Of the foals that Stage Magic has produced so far, Gunther said the mare — just as with Littleprincessemma — seems to pass along her nature.
“There’s definitely a personality trait with them. I’m not saying they’re all the same, but there’s a little bit of toughness in them, in a good way,” Gunther said.
“I would say Justify was mentally quite tough. There are not many horses that would be able to handle the Triple Crown, having such little experience as he did, but he was just kind of tough that way and he was able to handle it. There’s an element of that in her foals. She’s got that toughness herself and it will come out in varying degrees in the different foals, but I do see a common personality trait there, which I think is a good one.
“In order to be a top racehorse, they need to be able to handle a lot, and I think they need a little bit of toughness and resilience and desire. They need to be able to handle the stress and they need to focus and they need to be able to want it, so hopefully Justify is not the only one she imparts that to. The Lieutenant was a good horse and it shows she’s put something into her other foals as well. So, fingers crossed for the future.”
Both Stage Magic and Littleprincessemma also have left their stamp on many of their foals physically. Lyon said each of the Tapits produced by Littleprincessemma look like their dam, and Gunther noted that Justify very much resembles his dam.
“If you see Stage Magic, you will see the resemblance that Justify has to her. There is no doubt in my mind that she played a significant role in him. I did love Scat Daddy and it was a powerful combination, but she definitely left her imprint on him. You can see it in how they look and in certain mannerisms and personality.
“Genetics is a wonderful thing; you just never know how it’s going to play out,” Gunther added. “For me, it’s so fascinating to think about the pedigree and matings and so forth and then what the result will be. It’s just an incredible thing to be trying to do.
“I do think people will look back on horses like American Pharoah and Justify and then appreciate them even more. That’s always the way, I guess — you look back and go, ‘Oh wow, that was something special.’ With Justify being so close after American Pharoah, it was maybe easier for the odd critics to come out, but what [Justify] did was unbelievable.
“You don’t win the Triple Crown without being an incredible athlete.

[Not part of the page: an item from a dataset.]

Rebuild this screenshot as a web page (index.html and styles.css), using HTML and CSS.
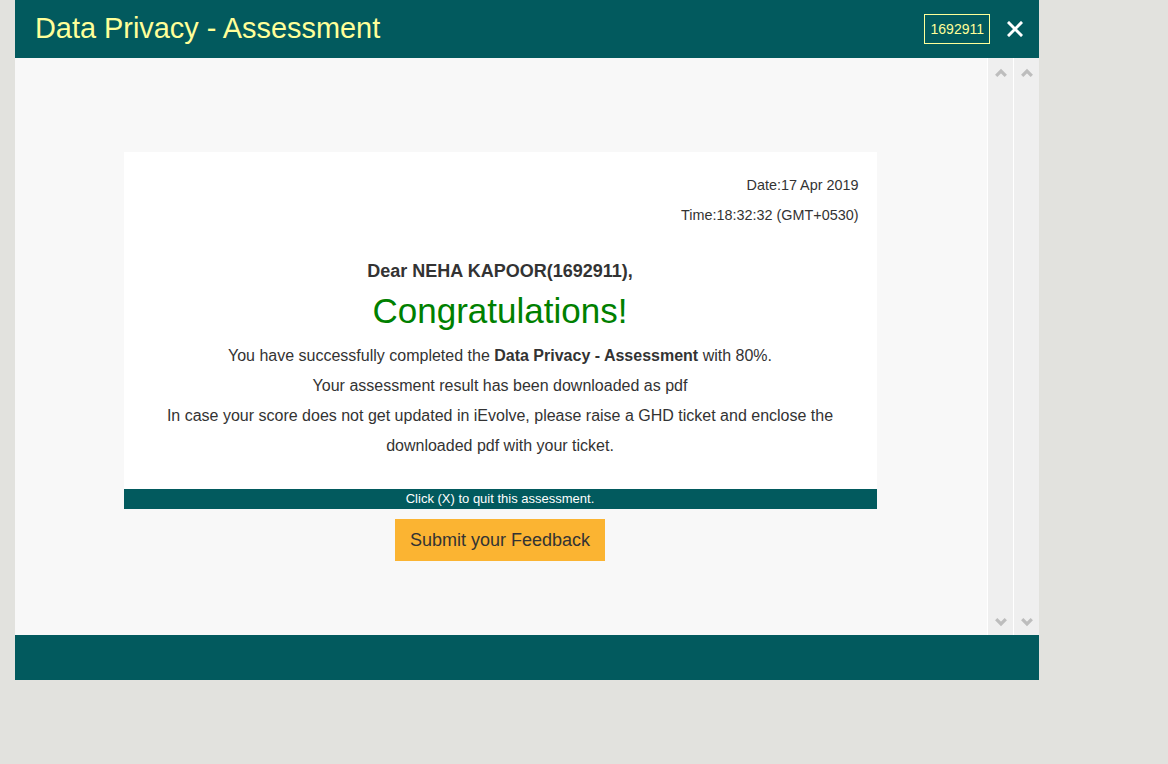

And he did it so incredibly — bouncing back in the Preakness after having that foot issue after the Kentucky Derby — most horses don’t go on and succeed in the next race when they have a little blip. And he had a blip at a very critical moment when there is very little recovery time.”
Raising more champions is the aim of both Gunther, who plays a major role in arranging Glennwood’s matings, which also have produced the likes of G1 winners Vino Rosso and Without Parole, and Lyon, who bred 2018 juvenile male champion Game Winner and current championship contender McKinzie.
Both have sent mares to the Triple Crown winners that their own best producers delivered and there would be a degree of enhanced satisfaction from success of those matings.
Yet nothing might top another high-caliber runner, or an eventual stallion or prolific broodmare, from Littleprincessemma, the 2015 Broodmare of the Year in America, or Stage Magic, the 2018 Broodmare of the Year.
But, even if such success is not what destiny has ordained, both mares already have done what so few others ever have and ever will, and having the chance to breed more foals from them is the most exclusive kind of privilege.
As Lyon said of Littleprincessemma, “She has certainly been everything — and more — that anyone could ever dream for.”